- [Required work]:
All of the data should be repeated exactly; pictures are not part of the copy.

- [Source excerpt]:
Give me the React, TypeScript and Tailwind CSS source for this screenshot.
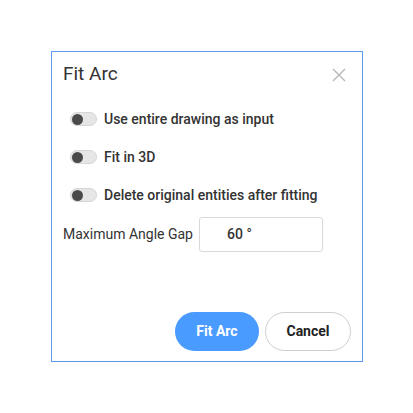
import React from "react";

function Toggle() {
  return (
    <div className="w-[27px] h-[14px] rounded-full bg-[#e6e6e6] border border-[#d6d6d6] flex items-center pl-[1px]">
      <div className="w-[11px] h-[11px] rounded-full bg-[#4a4a4a]" />
    </div>
  );
}

function Row({ label }: { label: string }) {
  return (
    <div className="flex items-center h-[20px] pl-[7px]">
      <Toggle />
      <span className="ml-[7px] text-[14px] font-medium text-[#333]">{label}</span>
    </div>
  );
}

export default function App() {
  return (
    <div className="w-[413px] h-[413px] bg-white pt-[51px] pl-[51px]" style={{ fontFamily: "Roboto, 'Liberation Sans', sans-serif" }}>
      <div className="w-[312px] h-[311px] border-[1.5px] border-[#5a9bf0] bg-white flex flex-col px-[11px]">
        <div className="flex items-center justify-between h-[44px] pt-[1px]">
          <span className="text-[19px] text-[#333]">Fit Arc</span>
          <svg width="14" height="14" viewBox="0 0 14 14" className="mr-[5px]">
            <path d="M1 1L13 13M13 1L1 13" stroke="#b5b5b5" strokeWidth="1.3" />
          </svg>
        </div>
        <div className="flex flex-col gap-[18px] mt-[13px]">
          <Row label="Use entire drawing as input" />
          <Row label="Fit in 3D" />
          <Row label="Delete original entities after fitting" />
        </div>
        <div className="flex items-center mt-[12px]">
          <span className="text-[14px] text-[#333] w-[136px]">Maximum Angle Gap</span>
          <div className="w-[124px] h-[35px] border border-[#d9d9d9] rounded-[3px] flex items-center pl-[27px] text-[14px] font-medium text-[#333]">
            60 °
          </div>
        </div>
        <div className="flex-1" />
        <div className="flex justify-end gap-[6px] pb-[10px]">
          <button className="w-[84px] h-[39px] rounded-full bg-[#4a9bff] text-white text-[14px] font-bold">Fit Arc</button>
          <button className="w-[86px] h-[39px] rounded-full bg-white border border-[#cfcfcf] text-[#222] text-[14px] font-bold">Cancel</button>
        </div>
      </div>
    </div>
  );
}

- [Right answer]:
Give me the React, TypeScript and Tailwind CSS source for this screenshot.
import React from "react";

function Toggle() {
  return (
    <div className="w-[27px] h-[14px] rounded-full bg-[#e6e6e6] border border-[#d6d6d6] flex items-center pl-[1px]">
      <div className="w-[11px] h-[11px] rounded-full bg-[#4a4a4a]" />
    </div>
  );
}

function Row({ label }: { label: string }) {
  return (
    <div className="flex items-center h-[20px] pl-[7px]">
      <Toggle />
      <span className="ml-[7px] text-[14px] font-medium text-[#333]">{label}</span>
    </div>
  );
}

export default function App() {
  return (
    <div className="w-[413px] h-[413px] bg-white pt-[51px] pl-[51px]" style={{ fontFamily: "Roboto, 'Liberation Sans', sans-serif" }}>
      <div className="w-[312px] h-[311px] border-[1.5px] border-[#5a9bf0] bg-white flex flex-col px-[11px]">
        <div className="flex items-center justify-between h-[44px] pt-[1px]">
          <span className="text-[19px] text-[#333]">Fit Arc</span>
          <svg width="14" height="14" viewBox="0 0 14 14" className="mr-[5px]">
            <path d="M1 1L13 13M13 1L1 13" stroke="#b5b5b5" strokeWidth="1.3" />
          </svg>
        </div>
        <div className="flex flex-col gap-[18px] mt-[13px]">
          <Row label="Use entire drawing as input" />
          <Row label="Fit in 3D" />
          <Row label="Delete original entities after fitting" />
        </div>
        <div className="flex items-center mt-[12px]">
          <span className="text-[14px] text-[#333] w-[136px]">Maximum Angle Gap</span>
          <div className="w-[124px] h-[35px] border border-[#d9d9d9] rounded-[3px] flex items-center pl-[27px] text-[14px] font-medium text-[#333]">
            60 °
          </div>
        </div>
        <div className="flex-1" />
        <div className="flex justify-end gap-[6px] pb-[10px]">
          <button className="w-[84px] h-[39px] rounded-full bg-[#4a9bff] text-white text-[14px] font-bold">Fit Arc</button>
          <button className="w-[86px] h-[39px] rounded-full bg-white border border-[#cfcfcf] text-[#222] text-[14px] font-bold">Cancel</button>
        </div>
      </div>
    </div>
  );
}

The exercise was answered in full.